Monday, August 25, 2014

Understanding Characters


More than that, we rejoice in our sufferings, knowing that suffering produces endurance, and endurance produces character, and character produces hope, and hope does not put us to shame, because God's love has been poured into our hearts through the Holy Spirit who has been given to us.

                                   Romans 5:3-5

 

Characters in books, like real life people, have personalities, interests, fears, hopes, dreams. They are complex and often do not reveal who they are until far into the book. As a writer that does not plan out my stories it takes me many pages to truly get to know my characters. They whisper who they are, little by little, scene by scene, until I know them as well as I know myself.

But sometimes there comes along a character that truly stumps me. Generally speaking my female characters are tough. They’re a bit mouthy, sometimes sassy. They’re capable and face life as it comes, handling problems when others might back away from them. These heroines are all different but most have had an inner strength that comes through when needed.

Because I do not plan my manuscripts before I write them, the story is as much of a surprise to me as it will be to everyone that ever reads it. Most times my manuscripts reach 75,000-100,000 words and I put very little thought into what they are going to be about. I do, however, often pray over the words I am writing.

The way I write is a gift the Lord has given me. I did not go looking for this ability, did not have any real desire to be a writer. But the Lord had other plans for me and He used my daughter to nudge- okay, push- me into something I never dreamed I could do.

It has become something I truly enjoy and spend hours at. But even still, when that character I can’t get a handle on pops up…it stumps me. This is what one of my most recent heroines has done to me. Her name is Kayden. She is a mix of different things that at first sight don’t seem to add up. At 26 she is still facing life with a scar left from a tragedy that happened when she was 16.  That scar is affecting her life in ways even she can’t see. She is living on the fringes of the kind of life she loves but not fully engaging.

At the same time she has a very deep faith in God and faces life and that faith with a childlike acceptance that few can understand. She is, quite simply, an anomaly. And she stumped me. 40,000+ words into the manuscript I stumbled. I did not know where to take her, what to do with her. The words although still flowing and fitting with the story weren’t working for me. My scenes are good, the story is good but there was something I couldn’t quite grasp.

So…I did what I do not like to do.

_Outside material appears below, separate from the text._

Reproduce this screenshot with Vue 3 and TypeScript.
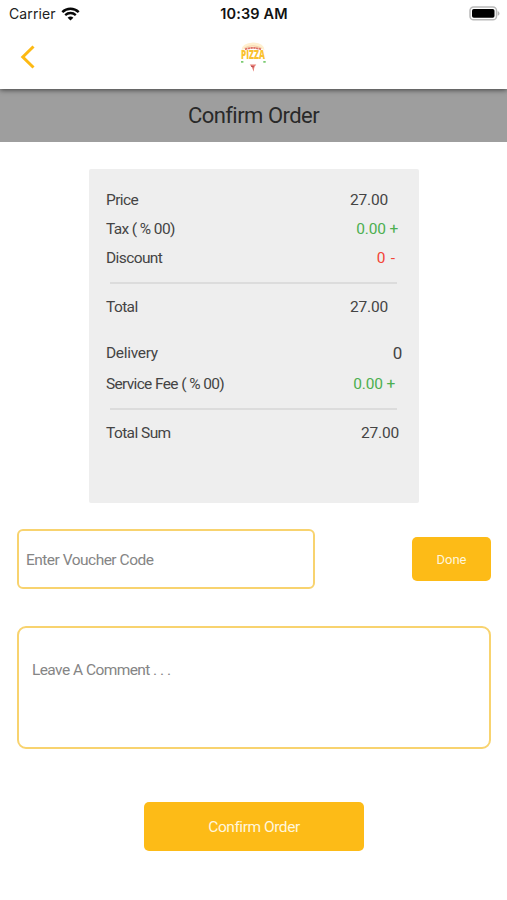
<script setup lang="ts">
interface Line {
  key: string
  label: string
  value: string
  tone?: 'plus' | 'minus'
}

const subtotal: Line[] = [
  { key: 'price', label: 'Price', value: '27.00' },
  { key: 'tax', label: 'Tax ( % 00)', value: '0.00 +', tone: 'plus' },
  { key: 'discount', label: 'Discount', value: '0 -', tone: 'minus' },
]
const fees: Line[] = [
  { key: 'total', label: 'Total', value: '27.00' },
  { key: 'delivery', label: 'Delivery', value: '0' },
  { key: 'service', label: 'Service Fee ( % 00)', value: '0.00 +', tone: 'plus' },
]
const sum: Line[] = [{ key: 'sum', label: 'Total Sum', value: '27.00' }]
const groups: Line[][] = [subtotal, fees, sum]
</script>

<template>
  <main class="screen">
    <header class="top">
      <div class="status">
        <div class="carrier">
          <span>Carrier</span>
          <svg class="wifi" width="19" height="14" viewBox="0 0 19 14">
            <path d="M1.3 5.1C6 .6 13 .6 17.7 5.1" fill="none" stroke="#080808" stroke-width="2.5" />
            <path d="M4.2 8.1c3-2.8 7.6-2.8 10.6 0" fill="none" stroke="#080808" stroke-width="2.3" />
            <path d="M6.6 10.7c1.7-1.6 4.1-1.6 5.8 0L9.5 13.6z" fill="#080808" />
          </svg>
        </div>
        <span class="time">10:39 AM</span>
        <svg class="battery" width="31" height="15" viewBox="0 0 31 15">
          <rect x="1" y="1" width="26.5" height="12.8" rx="3.6" fill="#fff" stroke="#b9b9b9" stroke-width="1.5" />
          <rect x="3" y="3" width="22.5" height="8.8" rx="1.8" fill="#000" />
          <path d="M28.7 5v4.8q1.8-.7 1.8-2.4T28.7 5z" fill="#b5b5b5" />
        </svg>
      </div>
      <nav class="nav">
        <svg class="back" width="16" height="26" viewBox="0 0 16 26">
          <path d="M14.500 2.500 3.800 13 14.500 23.500" fill="none" stroke="#fdb913" stroke-width="3" />
        </svg>
        <svg class="logo" width="36" height="34" viewBox="-4 0 36 34">
          <path d="M2.500 10Q3 3 14 2.500 25 3 25.500 10 14 5 2.500 10z" fill="#fff0d0" />
          <path d="M5.500 8Q14 3.500 22.500 8" fill="none" stroke="#f6d5ae" stroke-width="1.2" />
          <path d="M6 9.300Q14 6.400 22 9.300" fill="none" stroke="#df7468" stroke-width="1.800" stroke-dasharray="2.4 .4" />
          <text x="2" y="19.200" textLength="24" lengthAdjust="spacingAndGlyphs" class="logo-word">PIZZA</text>
          <path d="M2 21.800h2.400M24.300 21.800h2.400" stroke="#7bcb72" stroke-width="1.800" />
          <path d="M10.700 24.400h6.600l-2 2.600-.6 4.800-1.800-4.600z" fill="#e78078" />
          <path d="m12 26.200 3.200.8" stroke="#b94a50" stroke-width="1" />
        </svg>
      </nav>
    </header>

    <h1 class="title"><span>Confirm Order</span></h1>

    <section class="card">
      <div v-for="(group, i) in groups" :key="i" class="group">
        <div v-for="line in group" :key="line.key" :class="['row', line.key]">
          <span class="label">{{ line.label }}</span>
          <span :class="['value', line.tone]">{{ line.value }}</span>
        </div>
      </div>
    </section>

    <section class="voucher">
      <div class="field"><span>Enter Voucher Code</span></div>
      <button class="done" type="button">Done</button>
    </section>

    <div class="comment"><span>Leave A Comment . . .</span></div>

    <button class="confirm" type="button"><span>Confirm Order</span></button>
  </main>
</template>

<style>
body {
  background: #fff;
}
</style>

<style scoped>
.screen {
  box-sizing: border-box;
  width: 507px;
  height: 900px;
  display: flex;
  flex-direction: column;
  overflow: hidden;
  background: #fff;
  color: #444;
  font-family: Roboto, 'Noto Sans', sans-serif;
  font-size: 15.5px;
  letter-spacing: -0.6px;
  word-spacing: 0.2px;
}
.top {
  position: relative;
  height: 89px;
  flex: none;
  background: #fff;
  box-shadow: 0 1px 5px rgba(0, 0, 0, 0.6);
  letter-spacing: 0;
  word-spacing: 0;
}
.status {
  display: grid;
  grid-template-columns: 1fr auto 1fr;
  align-items: center;
  height: 27px;
  padding: 0 7px 0 9px;
  font-family: Inter, sans-serif;
  font-size: 14px;
  color: #222;
}
.carrier {
  display: flex;
  align-items: center;
  gap: 5px;
  letter-spacing: 0.1px;
}
.time {
  margin-right: 1px;
  font-size: 14.5px;
  font-weight: 600;
  letter-spacing: 0.15px;
  color: #111;
}
.battery {
  justify-self: end;
}
.nav {
  display: grid;
  grid-template-columns: 1fr auto 1fr;
  align-items: center;
  height: 60px;
  padding: 0 20px 0 19px;
}
.logo {
  overflow: visible;
}
.logo-word {
  font: 800 12px 'Open Sans', sans-serif;
  fill: #fac22e;
}
.title {
  display: flex;
  align-items: center;
  justify-content: center;
  height: 53px;
  flex: none;
  margin: 0;
  background: #9e9e9e;
  color: #292929;
  font-size: 22px;
  font-weight: 400;
  letter-spacing: -0.55px;
}
.card {
  box-sizing: border-box;
  width: 330px;
  height: 334px;
  flex: none;
  margin: 27px 0 0 89px;
  padding: 16px 17px 0;
  background: #eee;
  border-radius: 2px;
}
.group + .group {
  margin-top: 9px;
}
.group + .group::before {
  content: '';
  display: block;
  height: 2px;
  margin: 0 5px 8px 4px;
  background: #dcdcdc;
}
.row {
  display: flex;
  align-items: center;
  justify-content: space-between;
  height: 29.3px;
}
.delivery {
  margin-top: 17.5px;
}
.service {
  height: 31.5px;
}
.tax .label,
.service .label {
  letter-spacing: -0.68px;
}
.delivery .label {
  letter-spacing: -0.3px;
}
.value {
  letter-spacing: -0.2px;
  word-spacing: 0;
}
.price .value,
.total .value {
  margin-right: 14px;
}
.tax .value {
  margin-right: 4px;
}
.discount .value {
  margin-right: 7px;
  letter-spacing: 0;
  word-spacing: 1.5px;
}
.delivery .value {
  font-size: 17px;
}
.service .value {
  margin-right: 7px;
}
.sum .value {
  margin-right: 3px;
}
.plus {
  color: #4caf50;
}
.minus {
  color: #f44336;
}
.voucher {
  display: flex;
  align-items: center;
  justify-content: space-between;
  height: 60px;
  flex: none;
  margin: 26px 16px 0 17px;
}
.field,
.comment {
  box-sizing: border-box;
  border: 2px solid #f8d36f;
  color: #858585;
}
.field {
  display: flex;
  align-items: center;
  width: 298px;
  height: 60px;
  padding: 2px 0 0 7px;
  border-radius: 6px;
  letter-spacing: -0.53px;
}
button {
  border: 0;
  padding: 0;
  background: #fdbb17;
  color: #fff6dc;
  font-family: inherit;
}
.done {
  width: 79px;
  height: 44px;
  border-radius: 5px;
  font-size: 13px;
}
.comment {
  height: 123px;
  flex: none;
  margin: 37px 16px 0 17px;
  padding: 33px 13px;
  border-radius: 9px;
}
.confirm {
  width: 220px;
  height: 49px;
  flex: none;
  margin: 53px 0 0 144px;
  border-radius: 5px;
  font-size: 15.5px;
  letter-spacing: -0.45px;
}
</style>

I set that story aside, quit working on it because I couldn’t figure out what was happening and started another one. In one way I knew I was having a hard time connecting with the story, but in another I couldn’t figure out why that was. I could have pushed through, continued until I completed the story and chalked it up to being one of those that I just didn’t connect with- I have done that before. But I did not want to do that with this one.

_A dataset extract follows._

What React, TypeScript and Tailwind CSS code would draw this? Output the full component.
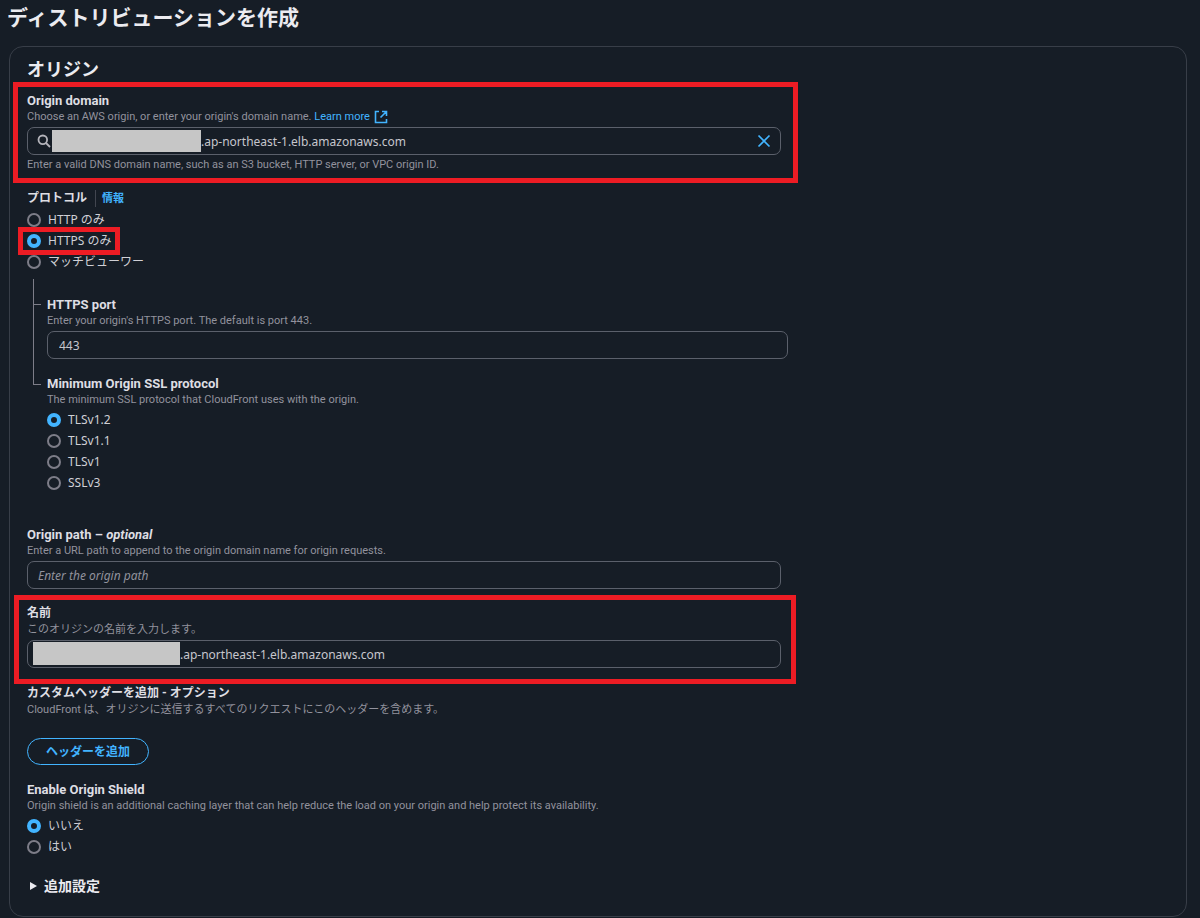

Now I understand. Kayden was the problem. She was a person I could not figure out. She was acting one way, thinking another. Running hot and cold at the same time. As the writer I could go back and change her personality, make her into what I want her to be, but I won’t. This is where the gift comes in. I write what the Lord gives me, and he gave me Kayden. She is an intricate person that acts in a way that lets the world see only a small part of who she is. The woman inside is someone only a handful of people ever get to see. Even those closest to her never see that side of her. The more her inner character came out, the more I struggled with her story.

Until now.

 Because now I understand who she is.

Dear readers, I am sure that some of you can identify with Kayden’s personality. Are there things that you keep close to your heart? Things that you can’t or won’t share with others? What does it take to get a person like Kayden to open up, fully, to another person? And what kind of person would they have to be to accomplish that task?